Written request:
All lines in which the word "Output" occurs are to be extracted.

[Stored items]
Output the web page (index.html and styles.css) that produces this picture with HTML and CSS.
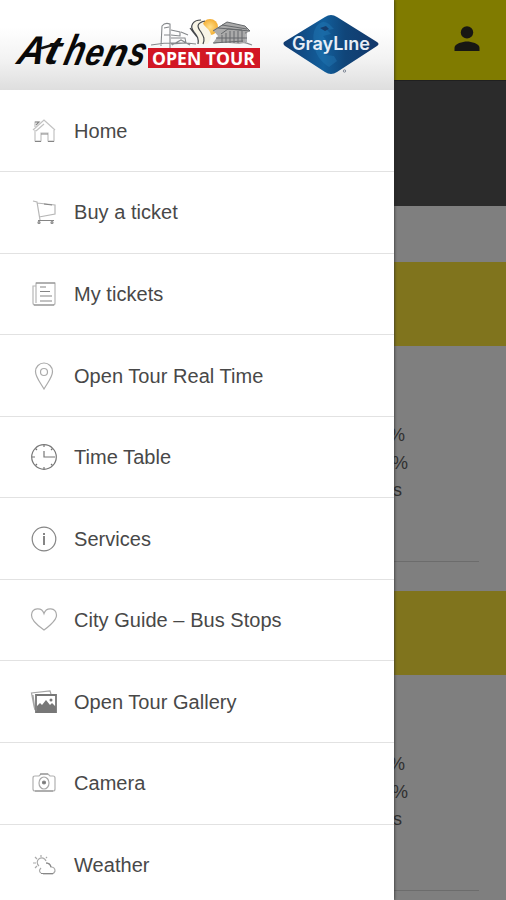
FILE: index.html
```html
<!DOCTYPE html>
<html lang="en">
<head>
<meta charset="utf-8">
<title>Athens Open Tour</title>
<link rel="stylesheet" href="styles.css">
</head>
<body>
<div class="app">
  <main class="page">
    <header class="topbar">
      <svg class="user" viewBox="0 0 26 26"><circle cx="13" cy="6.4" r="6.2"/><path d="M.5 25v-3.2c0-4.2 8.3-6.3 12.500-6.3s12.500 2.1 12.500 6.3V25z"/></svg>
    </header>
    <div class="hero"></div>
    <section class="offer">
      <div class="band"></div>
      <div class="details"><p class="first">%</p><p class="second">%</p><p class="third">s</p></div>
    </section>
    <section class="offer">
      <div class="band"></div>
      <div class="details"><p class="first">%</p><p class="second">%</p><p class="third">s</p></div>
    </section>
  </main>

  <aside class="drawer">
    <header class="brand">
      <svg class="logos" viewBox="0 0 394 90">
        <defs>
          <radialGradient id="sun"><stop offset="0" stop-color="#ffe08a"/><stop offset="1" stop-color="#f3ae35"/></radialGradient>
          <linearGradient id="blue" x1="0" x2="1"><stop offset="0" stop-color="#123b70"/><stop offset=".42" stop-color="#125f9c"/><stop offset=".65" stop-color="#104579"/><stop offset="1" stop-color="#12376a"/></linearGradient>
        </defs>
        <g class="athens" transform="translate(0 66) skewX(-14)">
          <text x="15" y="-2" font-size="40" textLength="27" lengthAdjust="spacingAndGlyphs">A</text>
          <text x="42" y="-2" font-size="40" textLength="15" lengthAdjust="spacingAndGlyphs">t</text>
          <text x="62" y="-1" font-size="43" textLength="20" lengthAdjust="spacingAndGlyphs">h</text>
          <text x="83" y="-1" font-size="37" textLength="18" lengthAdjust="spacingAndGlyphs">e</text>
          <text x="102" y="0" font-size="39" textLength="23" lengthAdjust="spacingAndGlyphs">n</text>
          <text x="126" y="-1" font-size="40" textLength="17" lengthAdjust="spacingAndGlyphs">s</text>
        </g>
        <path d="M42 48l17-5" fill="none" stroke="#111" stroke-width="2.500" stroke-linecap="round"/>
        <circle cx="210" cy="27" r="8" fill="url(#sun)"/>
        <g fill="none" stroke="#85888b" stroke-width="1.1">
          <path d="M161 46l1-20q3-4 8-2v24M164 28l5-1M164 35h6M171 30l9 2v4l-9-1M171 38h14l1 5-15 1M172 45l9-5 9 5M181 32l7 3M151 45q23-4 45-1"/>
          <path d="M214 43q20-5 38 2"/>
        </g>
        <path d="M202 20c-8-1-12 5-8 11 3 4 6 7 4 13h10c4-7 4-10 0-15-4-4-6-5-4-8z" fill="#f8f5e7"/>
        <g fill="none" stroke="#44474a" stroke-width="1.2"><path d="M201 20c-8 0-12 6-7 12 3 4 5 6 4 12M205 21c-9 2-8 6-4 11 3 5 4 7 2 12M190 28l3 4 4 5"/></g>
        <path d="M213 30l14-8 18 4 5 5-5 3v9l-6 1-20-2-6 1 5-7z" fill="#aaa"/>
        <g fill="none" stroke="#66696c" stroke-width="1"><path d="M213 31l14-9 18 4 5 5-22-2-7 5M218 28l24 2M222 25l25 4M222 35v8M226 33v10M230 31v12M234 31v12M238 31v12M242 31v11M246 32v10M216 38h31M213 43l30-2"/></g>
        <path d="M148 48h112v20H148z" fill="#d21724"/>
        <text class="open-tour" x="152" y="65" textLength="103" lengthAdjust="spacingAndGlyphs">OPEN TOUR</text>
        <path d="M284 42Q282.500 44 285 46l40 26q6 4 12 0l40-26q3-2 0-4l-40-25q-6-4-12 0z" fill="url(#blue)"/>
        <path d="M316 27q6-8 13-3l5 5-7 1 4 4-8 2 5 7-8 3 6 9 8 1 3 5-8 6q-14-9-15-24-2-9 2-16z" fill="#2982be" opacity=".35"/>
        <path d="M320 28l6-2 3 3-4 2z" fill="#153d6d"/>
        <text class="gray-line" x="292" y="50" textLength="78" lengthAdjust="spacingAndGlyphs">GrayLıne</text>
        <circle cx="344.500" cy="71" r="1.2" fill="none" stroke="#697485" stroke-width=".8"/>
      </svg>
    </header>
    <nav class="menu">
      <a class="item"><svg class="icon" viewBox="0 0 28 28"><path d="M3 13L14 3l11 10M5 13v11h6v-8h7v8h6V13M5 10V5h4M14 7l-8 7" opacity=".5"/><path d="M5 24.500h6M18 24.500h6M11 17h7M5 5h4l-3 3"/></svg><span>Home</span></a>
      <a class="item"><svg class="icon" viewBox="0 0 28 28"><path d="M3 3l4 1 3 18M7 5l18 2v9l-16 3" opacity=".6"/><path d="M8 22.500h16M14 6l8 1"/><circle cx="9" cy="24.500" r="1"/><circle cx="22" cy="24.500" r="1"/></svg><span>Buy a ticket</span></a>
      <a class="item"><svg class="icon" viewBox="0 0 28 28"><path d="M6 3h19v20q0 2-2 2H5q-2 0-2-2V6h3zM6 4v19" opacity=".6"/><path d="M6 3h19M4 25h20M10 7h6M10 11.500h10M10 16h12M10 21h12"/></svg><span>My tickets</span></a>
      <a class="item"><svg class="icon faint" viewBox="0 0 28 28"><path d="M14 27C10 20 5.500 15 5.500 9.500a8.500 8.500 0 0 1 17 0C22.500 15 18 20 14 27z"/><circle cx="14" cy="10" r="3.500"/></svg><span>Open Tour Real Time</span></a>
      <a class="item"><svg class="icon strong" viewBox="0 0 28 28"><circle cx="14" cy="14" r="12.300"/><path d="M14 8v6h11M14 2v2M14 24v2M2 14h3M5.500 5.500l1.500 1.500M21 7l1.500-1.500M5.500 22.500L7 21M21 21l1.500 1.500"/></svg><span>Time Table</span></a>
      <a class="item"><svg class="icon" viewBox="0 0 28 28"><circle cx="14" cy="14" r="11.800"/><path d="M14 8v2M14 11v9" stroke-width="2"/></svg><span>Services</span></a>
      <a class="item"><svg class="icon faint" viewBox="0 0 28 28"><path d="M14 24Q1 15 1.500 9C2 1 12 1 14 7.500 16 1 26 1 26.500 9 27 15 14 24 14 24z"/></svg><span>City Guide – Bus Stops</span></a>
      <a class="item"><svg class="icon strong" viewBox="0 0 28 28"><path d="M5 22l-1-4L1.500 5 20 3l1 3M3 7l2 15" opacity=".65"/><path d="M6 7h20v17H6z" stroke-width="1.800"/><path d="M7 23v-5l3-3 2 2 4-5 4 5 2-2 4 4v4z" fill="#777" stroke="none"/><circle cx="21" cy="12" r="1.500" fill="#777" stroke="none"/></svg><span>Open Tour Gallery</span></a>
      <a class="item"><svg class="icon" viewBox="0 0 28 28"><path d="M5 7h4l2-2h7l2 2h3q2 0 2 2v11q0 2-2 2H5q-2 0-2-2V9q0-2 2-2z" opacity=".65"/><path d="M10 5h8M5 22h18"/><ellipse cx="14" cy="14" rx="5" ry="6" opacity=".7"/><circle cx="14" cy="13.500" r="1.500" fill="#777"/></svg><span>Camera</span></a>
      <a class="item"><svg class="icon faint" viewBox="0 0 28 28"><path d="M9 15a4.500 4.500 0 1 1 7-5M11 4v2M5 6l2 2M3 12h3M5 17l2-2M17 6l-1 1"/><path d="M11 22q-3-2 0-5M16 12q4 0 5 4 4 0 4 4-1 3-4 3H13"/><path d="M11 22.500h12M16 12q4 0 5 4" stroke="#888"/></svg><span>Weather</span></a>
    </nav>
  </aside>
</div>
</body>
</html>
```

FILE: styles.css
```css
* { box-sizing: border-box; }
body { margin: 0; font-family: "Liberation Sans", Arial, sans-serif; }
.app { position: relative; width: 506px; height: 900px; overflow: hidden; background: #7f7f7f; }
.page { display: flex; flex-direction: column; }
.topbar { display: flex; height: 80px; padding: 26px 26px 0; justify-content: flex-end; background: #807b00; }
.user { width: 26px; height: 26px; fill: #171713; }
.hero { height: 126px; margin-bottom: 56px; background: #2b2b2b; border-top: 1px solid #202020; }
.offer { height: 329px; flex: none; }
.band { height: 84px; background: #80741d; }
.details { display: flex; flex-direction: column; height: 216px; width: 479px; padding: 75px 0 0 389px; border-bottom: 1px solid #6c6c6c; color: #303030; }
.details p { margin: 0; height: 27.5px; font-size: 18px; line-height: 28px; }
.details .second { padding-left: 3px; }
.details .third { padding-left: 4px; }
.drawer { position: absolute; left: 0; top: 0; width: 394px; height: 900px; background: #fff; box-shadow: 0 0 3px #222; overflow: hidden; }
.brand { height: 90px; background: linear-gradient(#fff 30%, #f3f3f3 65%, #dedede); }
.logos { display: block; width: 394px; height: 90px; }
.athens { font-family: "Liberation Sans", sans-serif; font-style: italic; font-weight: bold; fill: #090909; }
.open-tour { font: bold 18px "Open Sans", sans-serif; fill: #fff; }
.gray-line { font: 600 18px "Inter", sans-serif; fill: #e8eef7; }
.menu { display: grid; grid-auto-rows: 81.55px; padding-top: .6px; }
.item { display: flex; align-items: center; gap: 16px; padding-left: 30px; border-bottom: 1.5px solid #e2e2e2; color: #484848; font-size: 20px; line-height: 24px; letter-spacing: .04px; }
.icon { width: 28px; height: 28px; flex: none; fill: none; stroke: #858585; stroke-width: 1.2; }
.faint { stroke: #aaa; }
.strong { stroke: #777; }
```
---
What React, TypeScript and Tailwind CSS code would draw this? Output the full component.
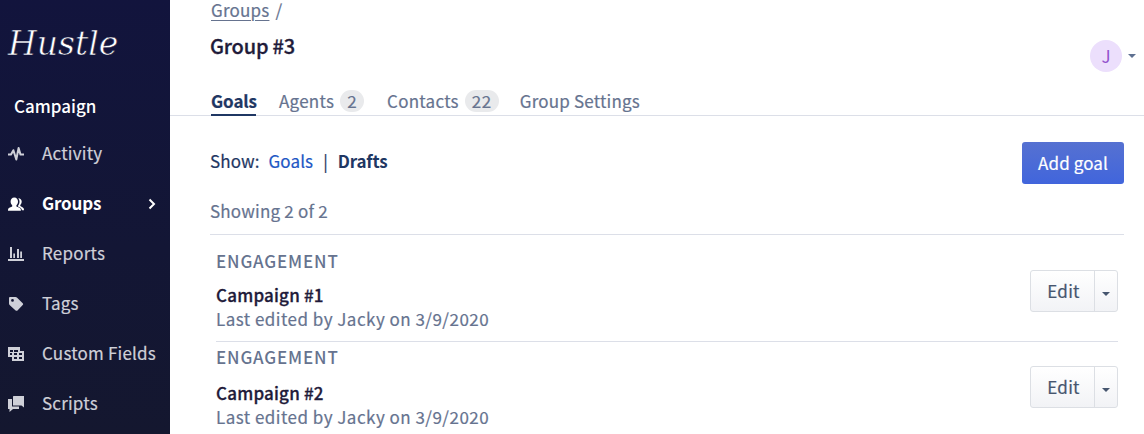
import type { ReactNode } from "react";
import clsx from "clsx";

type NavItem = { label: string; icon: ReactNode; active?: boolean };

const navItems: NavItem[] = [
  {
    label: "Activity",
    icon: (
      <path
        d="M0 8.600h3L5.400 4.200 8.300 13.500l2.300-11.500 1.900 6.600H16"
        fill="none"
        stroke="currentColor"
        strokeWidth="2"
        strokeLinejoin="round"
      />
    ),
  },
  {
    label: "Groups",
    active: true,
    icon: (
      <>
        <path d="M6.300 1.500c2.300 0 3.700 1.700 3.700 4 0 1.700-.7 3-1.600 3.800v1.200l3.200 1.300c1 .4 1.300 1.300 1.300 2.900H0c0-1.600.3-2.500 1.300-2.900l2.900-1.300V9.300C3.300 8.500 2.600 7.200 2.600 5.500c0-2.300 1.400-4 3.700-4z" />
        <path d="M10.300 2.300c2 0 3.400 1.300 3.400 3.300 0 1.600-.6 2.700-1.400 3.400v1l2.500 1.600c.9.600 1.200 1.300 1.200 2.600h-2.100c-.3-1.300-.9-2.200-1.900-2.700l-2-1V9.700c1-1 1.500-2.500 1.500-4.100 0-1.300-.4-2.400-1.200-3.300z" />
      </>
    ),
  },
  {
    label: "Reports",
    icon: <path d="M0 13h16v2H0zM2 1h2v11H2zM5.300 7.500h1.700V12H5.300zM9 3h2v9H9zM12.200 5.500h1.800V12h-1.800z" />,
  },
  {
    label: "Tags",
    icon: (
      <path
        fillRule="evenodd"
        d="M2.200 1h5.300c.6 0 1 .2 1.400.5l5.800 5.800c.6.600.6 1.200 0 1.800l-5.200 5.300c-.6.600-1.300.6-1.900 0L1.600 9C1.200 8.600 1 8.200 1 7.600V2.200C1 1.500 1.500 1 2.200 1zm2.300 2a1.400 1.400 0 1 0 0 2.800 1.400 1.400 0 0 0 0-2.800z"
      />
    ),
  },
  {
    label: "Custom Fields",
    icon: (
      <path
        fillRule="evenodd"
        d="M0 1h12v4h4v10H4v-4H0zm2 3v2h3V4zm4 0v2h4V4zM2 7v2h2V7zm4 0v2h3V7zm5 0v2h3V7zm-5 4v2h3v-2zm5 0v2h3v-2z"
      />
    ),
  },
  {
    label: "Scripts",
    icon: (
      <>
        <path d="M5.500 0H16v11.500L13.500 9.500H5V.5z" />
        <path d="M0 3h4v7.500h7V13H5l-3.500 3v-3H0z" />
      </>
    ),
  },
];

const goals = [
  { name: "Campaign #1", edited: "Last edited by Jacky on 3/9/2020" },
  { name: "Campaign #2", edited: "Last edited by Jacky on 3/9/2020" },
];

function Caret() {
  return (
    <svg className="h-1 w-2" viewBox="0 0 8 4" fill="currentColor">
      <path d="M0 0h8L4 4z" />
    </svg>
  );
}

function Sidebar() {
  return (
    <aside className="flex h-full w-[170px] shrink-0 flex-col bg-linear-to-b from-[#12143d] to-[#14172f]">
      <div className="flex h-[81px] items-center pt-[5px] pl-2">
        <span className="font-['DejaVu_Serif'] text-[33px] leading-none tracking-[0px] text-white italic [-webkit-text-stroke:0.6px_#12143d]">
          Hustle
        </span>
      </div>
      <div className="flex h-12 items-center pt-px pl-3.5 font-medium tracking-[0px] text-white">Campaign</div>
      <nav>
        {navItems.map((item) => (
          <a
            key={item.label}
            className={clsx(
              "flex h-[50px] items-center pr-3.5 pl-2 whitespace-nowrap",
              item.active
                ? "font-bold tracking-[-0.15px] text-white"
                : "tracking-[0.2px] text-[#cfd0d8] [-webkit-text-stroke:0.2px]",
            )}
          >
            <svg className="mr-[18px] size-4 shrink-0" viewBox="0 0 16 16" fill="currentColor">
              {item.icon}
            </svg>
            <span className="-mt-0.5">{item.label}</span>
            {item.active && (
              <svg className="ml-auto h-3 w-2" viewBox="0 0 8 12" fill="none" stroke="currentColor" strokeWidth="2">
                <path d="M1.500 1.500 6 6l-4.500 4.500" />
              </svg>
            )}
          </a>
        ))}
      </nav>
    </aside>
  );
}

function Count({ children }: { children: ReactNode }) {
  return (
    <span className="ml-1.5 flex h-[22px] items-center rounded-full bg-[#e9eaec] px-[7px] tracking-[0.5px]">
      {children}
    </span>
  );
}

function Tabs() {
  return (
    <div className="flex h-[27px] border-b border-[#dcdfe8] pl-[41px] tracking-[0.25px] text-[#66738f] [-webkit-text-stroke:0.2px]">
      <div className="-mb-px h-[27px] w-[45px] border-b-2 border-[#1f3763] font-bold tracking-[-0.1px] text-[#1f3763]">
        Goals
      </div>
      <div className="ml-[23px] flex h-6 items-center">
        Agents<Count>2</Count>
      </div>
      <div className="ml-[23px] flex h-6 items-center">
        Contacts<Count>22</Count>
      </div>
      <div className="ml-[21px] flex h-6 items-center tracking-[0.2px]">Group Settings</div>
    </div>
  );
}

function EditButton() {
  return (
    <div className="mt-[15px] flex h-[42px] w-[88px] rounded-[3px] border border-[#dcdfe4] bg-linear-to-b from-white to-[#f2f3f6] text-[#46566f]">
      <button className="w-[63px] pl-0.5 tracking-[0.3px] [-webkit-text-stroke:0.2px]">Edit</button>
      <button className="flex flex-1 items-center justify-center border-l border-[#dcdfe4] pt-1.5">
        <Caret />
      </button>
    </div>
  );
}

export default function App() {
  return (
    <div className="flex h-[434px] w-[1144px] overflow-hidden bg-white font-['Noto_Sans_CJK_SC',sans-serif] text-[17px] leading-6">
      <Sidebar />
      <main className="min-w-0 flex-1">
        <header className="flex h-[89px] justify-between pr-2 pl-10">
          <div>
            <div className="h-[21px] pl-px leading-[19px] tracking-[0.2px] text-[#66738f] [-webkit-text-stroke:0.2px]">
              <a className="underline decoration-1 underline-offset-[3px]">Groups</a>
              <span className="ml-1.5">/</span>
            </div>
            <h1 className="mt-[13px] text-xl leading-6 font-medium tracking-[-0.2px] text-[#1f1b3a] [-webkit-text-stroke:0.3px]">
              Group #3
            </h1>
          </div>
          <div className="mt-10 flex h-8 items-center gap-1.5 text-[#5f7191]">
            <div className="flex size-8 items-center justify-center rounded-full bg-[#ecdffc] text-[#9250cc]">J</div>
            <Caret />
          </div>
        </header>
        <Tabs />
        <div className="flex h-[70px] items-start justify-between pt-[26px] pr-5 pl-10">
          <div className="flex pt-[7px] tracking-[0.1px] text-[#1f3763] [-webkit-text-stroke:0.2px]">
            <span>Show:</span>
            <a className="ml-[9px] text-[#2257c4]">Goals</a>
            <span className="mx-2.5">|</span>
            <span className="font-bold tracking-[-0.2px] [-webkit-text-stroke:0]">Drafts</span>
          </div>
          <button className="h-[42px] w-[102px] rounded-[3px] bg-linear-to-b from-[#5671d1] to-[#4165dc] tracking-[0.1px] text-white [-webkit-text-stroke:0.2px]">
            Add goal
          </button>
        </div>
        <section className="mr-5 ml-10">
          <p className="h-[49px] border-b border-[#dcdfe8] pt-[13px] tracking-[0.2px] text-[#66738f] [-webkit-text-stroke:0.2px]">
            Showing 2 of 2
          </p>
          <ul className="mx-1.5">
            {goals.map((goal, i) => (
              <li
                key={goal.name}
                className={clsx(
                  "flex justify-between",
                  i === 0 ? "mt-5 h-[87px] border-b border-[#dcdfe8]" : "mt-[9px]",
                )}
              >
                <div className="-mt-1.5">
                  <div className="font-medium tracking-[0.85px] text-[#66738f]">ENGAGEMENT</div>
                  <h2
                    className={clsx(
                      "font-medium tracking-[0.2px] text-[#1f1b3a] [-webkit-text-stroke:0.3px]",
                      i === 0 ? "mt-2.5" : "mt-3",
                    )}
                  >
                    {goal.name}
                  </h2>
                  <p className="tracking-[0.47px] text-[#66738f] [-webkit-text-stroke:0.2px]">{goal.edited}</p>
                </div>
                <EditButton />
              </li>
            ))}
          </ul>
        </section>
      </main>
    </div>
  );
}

Answer:
Output the web page (index.html and styles.css) that produces this picture with HTML and CSS.
What React, TypeScript and Tailwind CSS code would draw this? Output the full component.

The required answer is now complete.